--- WRITTEN EXERCISE ---
Reproduce the listing word for word, leaving every picture behind.
-- START --
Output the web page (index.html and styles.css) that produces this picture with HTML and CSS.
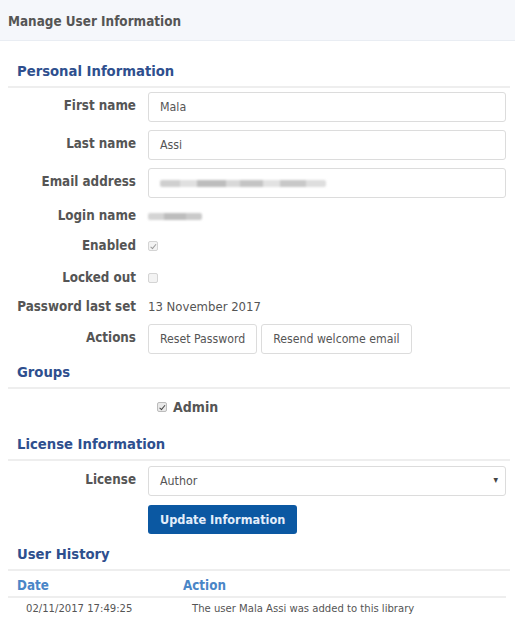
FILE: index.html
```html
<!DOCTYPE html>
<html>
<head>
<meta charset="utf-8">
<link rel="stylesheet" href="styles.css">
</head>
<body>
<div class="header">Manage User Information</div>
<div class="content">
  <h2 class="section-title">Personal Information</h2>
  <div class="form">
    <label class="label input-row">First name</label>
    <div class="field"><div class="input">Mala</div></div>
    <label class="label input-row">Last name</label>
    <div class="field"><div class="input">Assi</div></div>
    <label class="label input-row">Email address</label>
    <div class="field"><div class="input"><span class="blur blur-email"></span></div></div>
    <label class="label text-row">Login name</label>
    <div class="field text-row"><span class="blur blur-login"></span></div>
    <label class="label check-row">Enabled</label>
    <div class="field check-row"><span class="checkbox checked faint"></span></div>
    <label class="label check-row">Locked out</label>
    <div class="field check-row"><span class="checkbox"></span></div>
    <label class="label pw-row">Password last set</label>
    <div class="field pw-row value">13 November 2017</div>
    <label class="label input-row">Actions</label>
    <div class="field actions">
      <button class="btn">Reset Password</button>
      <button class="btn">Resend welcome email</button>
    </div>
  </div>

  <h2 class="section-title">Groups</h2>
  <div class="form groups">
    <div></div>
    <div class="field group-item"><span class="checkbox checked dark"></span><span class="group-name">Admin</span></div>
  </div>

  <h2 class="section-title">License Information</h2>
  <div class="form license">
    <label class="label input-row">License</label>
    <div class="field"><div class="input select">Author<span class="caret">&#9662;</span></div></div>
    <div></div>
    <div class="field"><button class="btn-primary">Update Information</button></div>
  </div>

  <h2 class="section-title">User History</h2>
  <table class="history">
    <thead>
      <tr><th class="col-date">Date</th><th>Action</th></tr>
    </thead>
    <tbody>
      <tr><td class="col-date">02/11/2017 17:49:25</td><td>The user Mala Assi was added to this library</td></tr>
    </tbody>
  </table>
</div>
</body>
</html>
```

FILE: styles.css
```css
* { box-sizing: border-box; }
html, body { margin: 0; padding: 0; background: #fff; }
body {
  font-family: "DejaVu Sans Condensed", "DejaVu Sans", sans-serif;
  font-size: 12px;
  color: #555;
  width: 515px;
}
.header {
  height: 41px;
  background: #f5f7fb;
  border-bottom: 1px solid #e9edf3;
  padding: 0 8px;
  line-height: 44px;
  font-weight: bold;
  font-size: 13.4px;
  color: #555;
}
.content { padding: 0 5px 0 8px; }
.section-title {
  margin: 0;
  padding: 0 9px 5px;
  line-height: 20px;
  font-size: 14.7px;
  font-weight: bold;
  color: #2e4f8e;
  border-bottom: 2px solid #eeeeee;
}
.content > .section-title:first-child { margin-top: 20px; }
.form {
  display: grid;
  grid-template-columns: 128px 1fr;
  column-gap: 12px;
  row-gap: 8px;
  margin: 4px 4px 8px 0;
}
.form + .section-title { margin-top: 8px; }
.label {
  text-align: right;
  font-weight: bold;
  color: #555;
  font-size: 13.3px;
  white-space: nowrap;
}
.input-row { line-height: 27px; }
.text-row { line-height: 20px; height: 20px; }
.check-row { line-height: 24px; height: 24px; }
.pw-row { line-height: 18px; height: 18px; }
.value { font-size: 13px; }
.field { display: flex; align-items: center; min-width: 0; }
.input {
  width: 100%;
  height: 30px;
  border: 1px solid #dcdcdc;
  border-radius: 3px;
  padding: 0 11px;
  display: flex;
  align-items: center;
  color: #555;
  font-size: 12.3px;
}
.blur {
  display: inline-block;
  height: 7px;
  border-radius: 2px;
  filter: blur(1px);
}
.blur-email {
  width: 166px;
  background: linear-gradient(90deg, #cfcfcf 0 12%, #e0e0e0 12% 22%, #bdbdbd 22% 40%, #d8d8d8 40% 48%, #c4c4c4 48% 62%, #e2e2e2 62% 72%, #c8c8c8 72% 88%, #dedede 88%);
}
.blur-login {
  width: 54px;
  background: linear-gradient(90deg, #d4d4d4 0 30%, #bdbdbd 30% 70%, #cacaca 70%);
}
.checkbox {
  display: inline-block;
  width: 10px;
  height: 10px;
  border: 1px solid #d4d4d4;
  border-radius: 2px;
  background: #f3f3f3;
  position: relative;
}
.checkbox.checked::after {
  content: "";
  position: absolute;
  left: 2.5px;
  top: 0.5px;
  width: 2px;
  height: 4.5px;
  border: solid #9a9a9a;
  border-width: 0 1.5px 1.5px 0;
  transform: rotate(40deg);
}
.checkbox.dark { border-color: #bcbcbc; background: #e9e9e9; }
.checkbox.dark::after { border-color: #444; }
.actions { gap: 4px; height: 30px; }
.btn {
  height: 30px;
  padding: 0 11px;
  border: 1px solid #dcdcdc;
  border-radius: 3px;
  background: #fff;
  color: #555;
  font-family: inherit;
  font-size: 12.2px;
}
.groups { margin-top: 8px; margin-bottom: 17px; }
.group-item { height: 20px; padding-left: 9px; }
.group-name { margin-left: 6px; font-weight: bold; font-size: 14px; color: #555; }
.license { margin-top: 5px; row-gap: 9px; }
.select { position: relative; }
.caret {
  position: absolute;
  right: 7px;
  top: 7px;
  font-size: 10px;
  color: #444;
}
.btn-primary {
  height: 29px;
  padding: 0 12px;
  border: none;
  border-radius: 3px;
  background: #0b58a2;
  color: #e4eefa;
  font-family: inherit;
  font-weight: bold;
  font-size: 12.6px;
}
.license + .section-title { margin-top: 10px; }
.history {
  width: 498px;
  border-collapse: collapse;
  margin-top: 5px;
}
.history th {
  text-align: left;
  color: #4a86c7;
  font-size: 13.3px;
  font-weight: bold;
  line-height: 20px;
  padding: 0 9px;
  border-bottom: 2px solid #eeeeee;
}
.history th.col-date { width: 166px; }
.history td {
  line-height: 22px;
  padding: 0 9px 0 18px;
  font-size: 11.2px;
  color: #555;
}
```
-- END --
--- ANSWER IN FULL ---
Output the web page (index.html and styles.css) that produces this picture with HTML and CSS.
FILE: index.html
```html
<!DOCTYPE html>
<html>
<head>
<meta charset="utf-8">
<link rel="stylesheet" href="styles.css">
</head>
<body>
<div class="header">Manage User Information</div>
<div class="content">
  <h2 class="section-title">Personal Information</h2>
  <div class="form">
    <label class="label input-row">First name</label>
    <div class="field"><div class="input">Mala</div></div>
    <label class="label input-row">Last name</label>
    <div class="field"><div class="input">Assi</div></div>
    <label class="label input-row">Email address</label>
    <div class="field"><div class="input"><span class="blur blur-email"></span></div></div>
    <label class="label text-row">Login name</label>
    <div class="field text-row"><span class="blur blur-login"></span></div>
    <label class="label check-row">Enabled</label>
    <div class="field check-row"><span class="checkbox checked faint"></span></div>
    <label class="label check-row">Locked out</label>
    <div class="field check-row"><span class="checkbox"></span></div>
    <label class="label pw-row">Password last set</label>
    <div class="field pw-row value">13 November 2017</div>
    <label class="label input-row">Actions</label>
    <div class="field actions">
      <button class="btn">Reset Password</button>
      <button class="btn">Resend welcome email</button>
    </div>
  </div>

  <h2 class="section-title">Groups</h2>
  <div class="form groups">
    <div></div>
    <div class="field group-item"><span class="checkbox checked dark"></span><span class="group-name">Admin</span></div>
  </div>

  <h2 class="section-title">License Information</h2>
  <div class="form license">
    <label class="label input-row">License</label>
    <div class="field"><div class="input select">Author<span class="caret">&#9662;</span></div></div>
    <div></div>
    <div class="field"><button class="btn-primary">Update Information</button></div>
  </div>

  <h2 class="section-title">User History</h2>
  <table class="history">
    <thead>
      <tr><th class="col-date">Date</th><th>Action</th></tr>
    </thead>
    <tbody>
      <tr><td class="col-date">02/11/2017 17:49:25</td><td>The user Mala Assi was added to this library</td></tr>
    </tbody>
  </table>
</div>
</body>
</html>
```

FILE: styles.css
```css
* { box-sizing: border-box; }
html, body { margin: 0; padding: 0; background: #fff; }
body {
  font-family: "DejaVu Sans Condensed", "DejaVu Sans", sans-serif;
  font-size: 12px;
  color: #555;
  width: 515px;
}
.header {
  height: 41px;
  background: #f5f7fb;
  border-bottom: 1px solid #e9edf3;
  padding: 0 8px;
  line-height: 44px;
  font-weight: bold;
  font-size: 13.4px;
  color: #555;
}
.content { padding: 0 5px 0 8px; }
.section-title {
  margin: 0;
  padding: 0 9px 5px;
  line-height: 20px;
  font-size: 14.7px;
  font-weight: bold;
  color: #2e4f8e;
  border-bottom: 2px solid #eeeeee;
}
.content > .section-title:first-child { margin-top: 20px; }
.form {
  display: grid;
  grid-template-columns: 128px 1fr;
  column-gap: 12px;
  row-gap: 8px;
  margin: 4px 4px 8px 0;
}
.form + .section-title { margin-top: 8px; }
.label {
  text-align: right;
  font-weight: bold;
  color: #555;
  font-size: 13.3px;
  white-space: nowrap;
}
.input-row { line-height: 27px; }
.text-row { line-height: 20px; height: 20px; }
.check-row { line-height: 24px; height: 24px; }
.pw-row { line-height: 18px; height: 18px; }
.value { font-size: 13px; }
.field { display: flex; align-items: center; min-width: 0; }
.input {
  width: 100%;
  height: 30px;
  border: 1px solid #dcdcdc;
  border-radius: 3px;
  padding: 0 11px;
  display: flex;
  align-items: center;
  color: #555;
  font-size: 12.3px;
}
.blur {
  display: inline-block;
  height: 7px;
  border-radius: 2px;
  filter: blur(1px);
}
.blur-email {
  width: 166px;
  background: linear-gradient(90deg, #cfcfcf 0 12%, #e0e0e0 12% 22%, #bdbdbd 22% 40%, #d8d8d8 40% 48%, #c4c4c4 48% 62%, #e2e2e2 62% 72%, #c8c8c8 72% 88%, #dedede 88%);
}
.blur-login {
  width: 54px;
  background: linear-gradient(90deg, #d4d4d4 0 30%, #bdbdbd 30% 70%, #cacaca 70%);
}
.checkbox {
  display: inline-block;
  width: 10px;
  height: 10px;
  border: 1px solid #d4d4d4;
  border-radius: 2px;
  background: #f3f3f3;
  position: relative;
}
.checkbox.checked::after {
  content: "";
  position: absolute;
  left: 2.5px;
  top: 0.5px;
  width: 2px;
  height: 4.5px;
  border: solid #9a9a9a;
  border-width: 0 1.5px 1.5px 0;
  transform: rotate(40deg);
}
.checkbox.dark { border-color: #bcbcbc; background: #e9e9e9; }
.checkbox.dark::after { border-color: #444; }
.actions { gap: 4px; height: 30px; }
.btn {
  height: 30px;
  padding: 0 11px;
  border: 1px solid #dcdcdc;
  border-radius: 3px;
  background: #fff;
  color: #555;
  font-family: inherit;
  font-size: 12.2px;
}
.groups { margin-top: 8px; margin-bottom: 17px; }
.group-item { height: 20px; padding-left: 9px; }
.group-name { margin-left: 6px; font-weight: bold; font-size: 14px; color: #555; }
.license { margin-top: 5px; row-gap: 9px; }
.select { position: relative; }
.caret {
  position: absolute;
  right: 7px;
  top: 7px;
  font-size: 10px;
  color: #444;
}
.btn-primary {
  height: 29px;
  padding: 0 12px;
  border: none;
  border-radius: 3px;
  background: #0b58a2;
  color: #e4eefa;
  font-family: inherit;
  font-weight: bold;
  font-size: 12.6px;
}
.license + .section-title { margin-top: 10px; }
.history {
  width: 498px;
  border-collapse: collapse;
  margin-top: 5px;
}
.history th {
  text-align: left;
  color: #4a86c7;
  font-size: 13.3px;
  font-weight: bold;
  line-height: 20px;
  padding: 0 9px;
  border-bottom: 2px solid #eeeeee;
}
.history th.col-date { width: 166px; }
.history td {
  line-height: 22px;
  padding: 0 9px 0 18px;
  font-size: 11.2px;
  color: #555;
}
```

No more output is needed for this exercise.